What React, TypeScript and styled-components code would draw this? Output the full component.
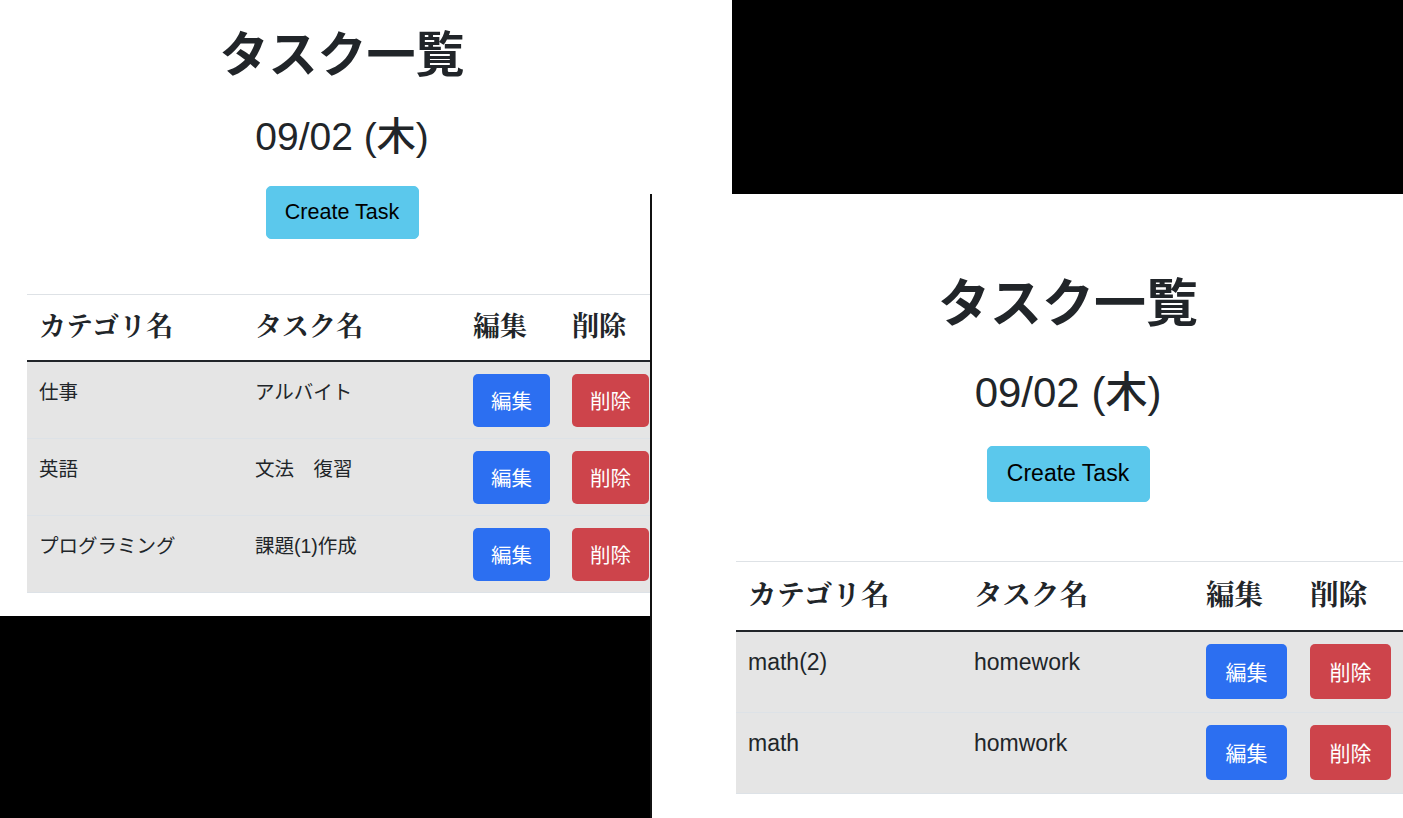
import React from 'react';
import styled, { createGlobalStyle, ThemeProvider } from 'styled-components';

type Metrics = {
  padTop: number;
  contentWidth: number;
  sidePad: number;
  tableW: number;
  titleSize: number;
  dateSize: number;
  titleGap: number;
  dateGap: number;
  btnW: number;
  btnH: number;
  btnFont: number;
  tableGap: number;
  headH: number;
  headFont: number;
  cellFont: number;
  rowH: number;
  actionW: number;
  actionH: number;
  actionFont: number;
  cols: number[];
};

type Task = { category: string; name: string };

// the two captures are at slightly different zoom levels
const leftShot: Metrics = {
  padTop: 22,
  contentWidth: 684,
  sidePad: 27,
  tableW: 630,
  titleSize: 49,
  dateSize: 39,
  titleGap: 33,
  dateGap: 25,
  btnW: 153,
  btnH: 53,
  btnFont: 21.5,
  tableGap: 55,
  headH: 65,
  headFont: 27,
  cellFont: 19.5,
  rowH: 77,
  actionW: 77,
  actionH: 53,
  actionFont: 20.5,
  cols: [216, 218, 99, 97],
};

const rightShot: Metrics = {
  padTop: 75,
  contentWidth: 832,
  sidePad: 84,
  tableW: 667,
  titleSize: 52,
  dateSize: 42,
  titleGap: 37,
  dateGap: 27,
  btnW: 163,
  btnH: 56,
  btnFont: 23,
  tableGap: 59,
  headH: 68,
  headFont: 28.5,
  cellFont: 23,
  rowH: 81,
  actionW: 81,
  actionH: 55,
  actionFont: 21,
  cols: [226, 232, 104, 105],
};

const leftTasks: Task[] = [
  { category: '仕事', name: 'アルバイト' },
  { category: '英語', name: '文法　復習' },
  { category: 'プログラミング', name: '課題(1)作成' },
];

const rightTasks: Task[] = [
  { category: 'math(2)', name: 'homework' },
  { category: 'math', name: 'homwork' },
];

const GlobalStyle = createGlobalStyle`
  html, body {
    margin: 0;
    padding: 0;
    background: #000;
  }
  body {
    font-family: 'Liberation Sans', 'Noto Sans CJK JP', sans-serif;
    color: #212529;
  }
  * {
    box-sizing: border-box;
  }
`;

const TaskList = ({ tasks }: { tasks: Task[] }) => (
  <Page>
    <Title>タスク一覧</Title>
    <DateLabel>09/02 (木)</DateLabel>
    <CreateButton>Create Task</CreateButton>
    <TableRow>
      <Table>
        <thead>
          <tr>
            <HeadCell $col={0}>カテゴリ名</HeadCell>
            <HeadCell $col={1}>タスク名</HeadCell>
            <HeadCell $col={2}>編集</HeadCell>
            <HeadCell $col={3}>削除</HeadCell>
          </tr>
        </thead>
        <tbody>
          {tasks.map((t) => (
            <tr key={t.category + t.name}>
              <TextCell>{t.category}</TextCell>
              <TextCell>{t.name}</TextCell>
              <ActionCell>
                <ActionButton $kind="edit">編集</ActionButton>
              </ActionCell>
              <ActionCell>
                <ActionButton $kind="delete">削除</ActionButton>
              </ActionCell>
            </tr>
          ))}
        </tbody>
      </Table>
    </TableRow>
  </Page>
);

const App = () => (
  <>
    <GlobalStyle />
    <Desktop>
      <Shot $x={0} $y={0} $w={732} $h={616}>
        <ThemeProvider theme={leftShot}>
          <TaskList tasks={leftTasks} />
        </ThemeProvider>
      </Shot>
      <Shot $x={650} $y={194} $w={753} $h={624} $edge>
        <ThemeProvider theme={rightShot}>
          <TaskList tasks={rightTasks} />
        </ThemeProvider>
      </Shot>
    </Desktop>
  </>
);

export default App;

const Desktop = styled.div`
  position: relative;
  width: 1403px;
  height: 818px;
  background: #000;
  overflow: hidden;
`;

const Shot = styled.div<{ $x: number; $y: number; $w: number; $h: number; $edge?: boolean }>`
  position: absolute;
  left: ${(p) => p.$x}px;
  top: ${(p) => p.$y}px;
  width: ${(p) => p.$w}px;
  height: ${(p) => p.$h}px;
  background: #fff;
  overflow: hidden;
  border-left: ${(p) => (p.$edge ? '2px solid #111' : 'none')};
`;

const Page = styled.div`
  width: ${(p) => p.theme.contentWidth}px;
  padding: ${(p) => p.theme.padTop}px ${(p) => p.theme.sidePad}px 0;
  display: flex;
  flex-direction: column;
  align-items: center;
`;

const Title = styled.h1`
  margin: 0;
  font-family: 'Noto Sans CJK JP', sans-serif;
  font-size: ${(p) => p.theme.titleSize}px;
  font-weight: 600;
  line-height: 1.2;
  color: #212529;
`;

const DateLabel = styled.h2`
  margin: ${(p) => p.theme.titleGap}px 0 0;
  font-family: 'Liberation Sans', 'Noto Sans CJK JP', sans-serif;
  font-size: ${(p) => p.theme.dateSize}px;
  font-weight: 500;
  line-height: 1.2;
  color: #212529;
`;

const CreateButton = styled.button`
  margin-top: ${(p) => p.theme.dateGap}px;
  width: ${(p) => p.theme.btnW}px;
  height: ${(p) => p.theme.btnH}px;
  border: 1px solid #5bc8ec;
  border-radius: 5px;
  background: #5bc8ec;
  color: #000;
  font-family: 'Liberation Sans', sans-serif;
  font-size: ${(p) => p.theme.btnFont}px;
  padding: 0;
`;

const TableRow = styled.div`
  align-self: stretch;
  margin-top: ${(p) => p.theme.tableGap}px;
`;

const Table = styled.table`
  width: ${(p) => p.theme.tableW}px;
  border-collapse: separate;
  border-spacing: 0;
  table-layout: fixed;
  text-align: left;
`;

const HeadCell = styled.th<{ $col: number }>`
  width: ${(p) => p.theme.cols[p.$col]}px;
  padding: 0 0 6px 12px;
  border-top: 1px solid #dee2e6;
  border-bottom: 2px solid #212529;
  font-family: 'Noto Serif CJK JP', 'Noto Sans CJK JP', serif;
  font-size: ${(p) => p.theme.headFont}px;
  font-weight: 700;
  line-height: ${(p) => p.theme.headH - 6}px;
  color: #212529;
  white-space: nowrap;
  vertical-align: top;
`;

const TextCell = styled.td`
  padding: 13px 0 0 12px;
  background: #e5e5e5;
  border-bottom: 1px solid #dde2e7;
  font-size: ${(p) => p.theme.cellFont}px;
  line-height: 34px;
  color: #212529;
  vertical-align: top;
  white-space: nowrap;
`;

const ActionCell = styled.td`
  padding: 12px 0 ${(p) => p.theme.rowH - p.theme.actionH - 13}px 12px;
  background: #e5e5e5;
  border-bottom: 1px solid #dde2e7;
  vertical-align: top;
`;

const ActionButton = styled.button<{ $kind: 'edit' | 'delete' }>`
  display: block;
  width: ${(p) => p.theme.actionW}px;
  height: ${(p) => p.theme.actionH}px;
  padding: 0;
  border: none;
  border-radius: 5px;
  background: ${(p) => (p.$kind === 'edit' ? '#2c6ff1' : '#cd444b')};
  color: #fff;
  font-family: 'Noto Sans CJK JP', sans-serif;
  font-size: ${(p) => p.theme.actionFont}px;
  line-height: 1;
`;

---

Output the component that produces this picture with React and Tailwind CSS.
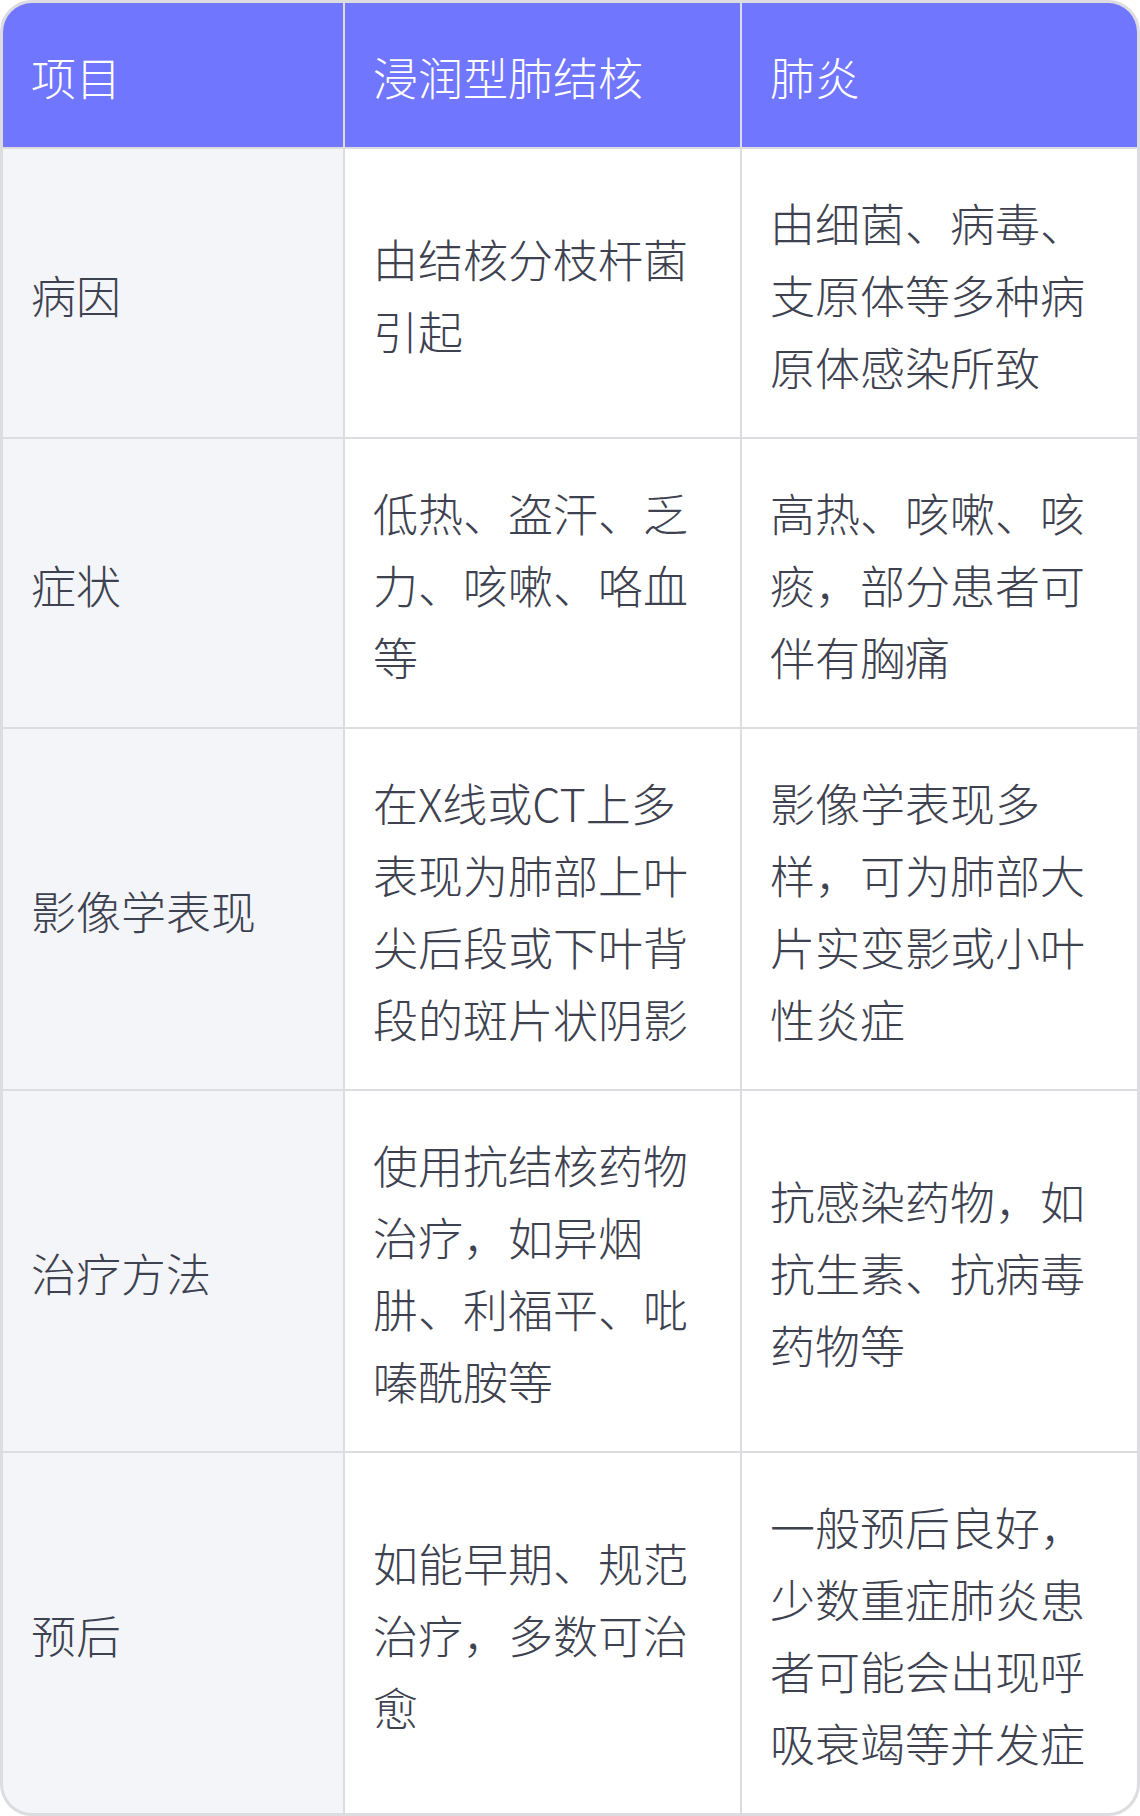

*TASK*.
Gather all lines where the word "React" appears.

*EXERCISE RESULT*.
What React, TypeScript and styled-components code would draw this? Output the full component.
import React from 'react';
Output the component that produces this picture with React and Tailwind CSS.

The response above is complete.